Click. The line went dead.
Several days later, an
e-mail from youngest sister. She has received an e-mail from one of dad’s last
surviving acquaintances in his town. She took dad out for lunch and was very
worried about his condition; frail, feeble, thin, shrunken, not eating. He had
complained of not having an appetite and how eager he was to leave the
Maritimes behind and move into his assisted living apartment in Niagara.
Youngest sister was worried, but too busy, and too burned out from worrying in
the past to do anything. I wasn’t about to beat my head against that wall
again.
Youngest brother took up
the fight. He called dad that night - an intervention, he termed it - he told
dad we would sneak into town, pack a suitcase, sneak him on to an airplane and
to Ontario before anyone knew he was gone. Straight out of “Smiley’s People”.
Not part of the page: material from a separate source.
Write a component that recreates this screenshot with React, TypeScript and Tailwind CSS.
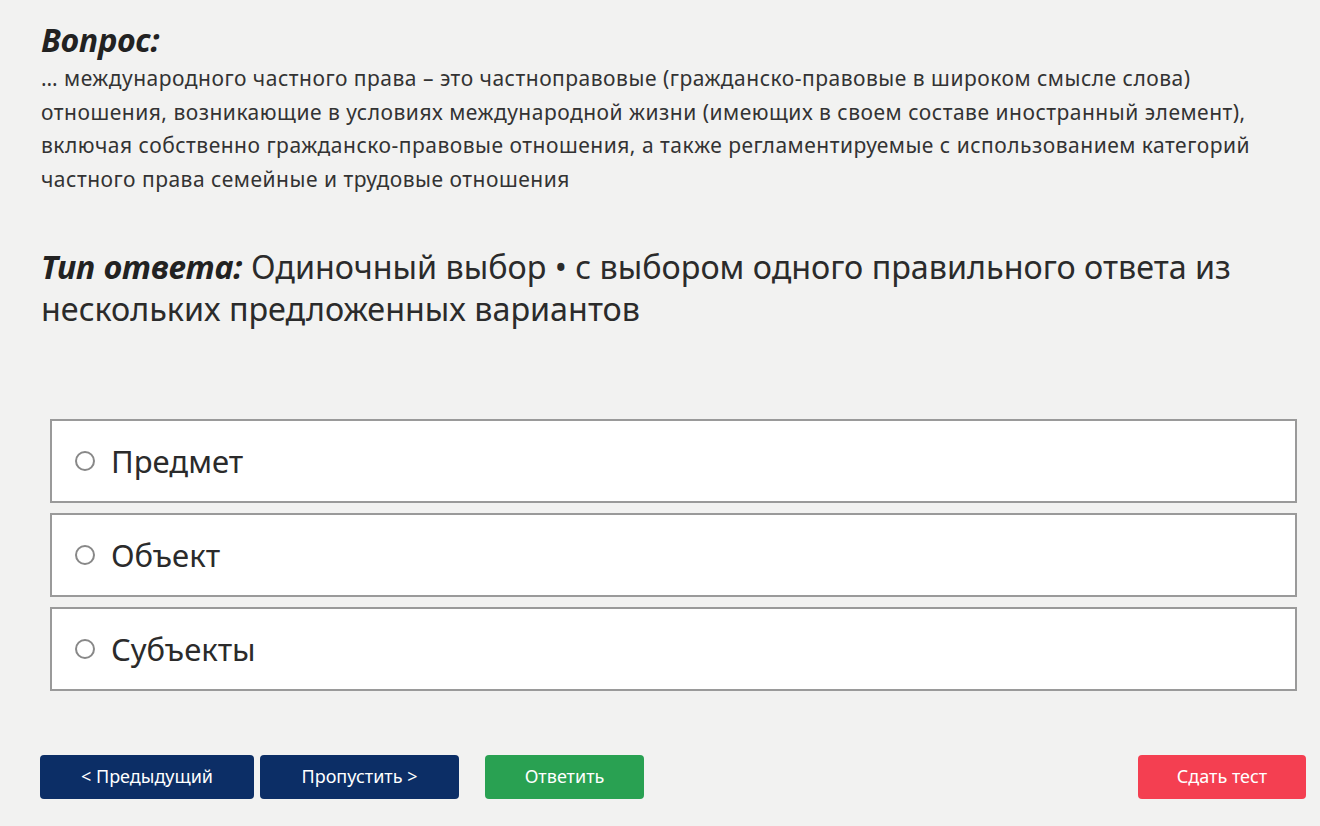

Dad was pathetically grateful someone cared, and enjoyed the conspiratorial
flavour of it all, but was unsure about leaving. He claimed he had laid it on a
bit thick at that lunch to gain sympathy. Did I tell you he was a manipulative
monster?
Youngest brother made
him make a solemn promise. Dad would carefully consider his situation and tell
youngest brother on Monday (five days hence) if he was ready to come. If he
was, youngest brother and I would go out two days later and spirit him out of
there. One suitcase, no furniture, leave the car for someone else to drive.
I called dad over the
weekend. He seemed chipper. I asked him if he had thought about his promise to
youngest brother. “What promise?”. “The promise you made to decide whether to
leave and come with us to Ontario next week”. “I’ll be ready to leave when I
get my stuff organized and get the money from the house in my pocket” “But dad,
we NEED you back here….”. Click. He had hung up for a third time. Now I was
pissed off.
Now the devil always
deals in threes. And he had a third surprise. Monday morning, before youngest
brother could call dad to get his answer, we got an e-mail from youngest
sister. Dad had sold his house, to the nice dentist, for the asking price. So
there!
The thing was, he had a
short close. He has to be out in a month. Youngest sister volunteered youngest
brother to go and drive him back across Eastern Canada in his car, with
furniture to follow. Youngest brother wants to do this like he wants to poke
red hot wires in his eyes. I write a testy e-mail “Neither of us signed on for
a road trip. Let him fly”. I followed up with “He’s called the shots for too
long. No we’re calling the shots. He has to be outta Dodge in a month. Let him
suck it up”. Bitter? Perhaps a little.
I’ll go down to the
Maritimes to help him pack his suitcase and fly back with him. I’ll even help
him put red stickers on the furniture for the movers. I’m not driving a U-Haul,
or his car.
Our relationship may
prove to be a little cooler, a little less co-dependant, but that’s probably a
good thing.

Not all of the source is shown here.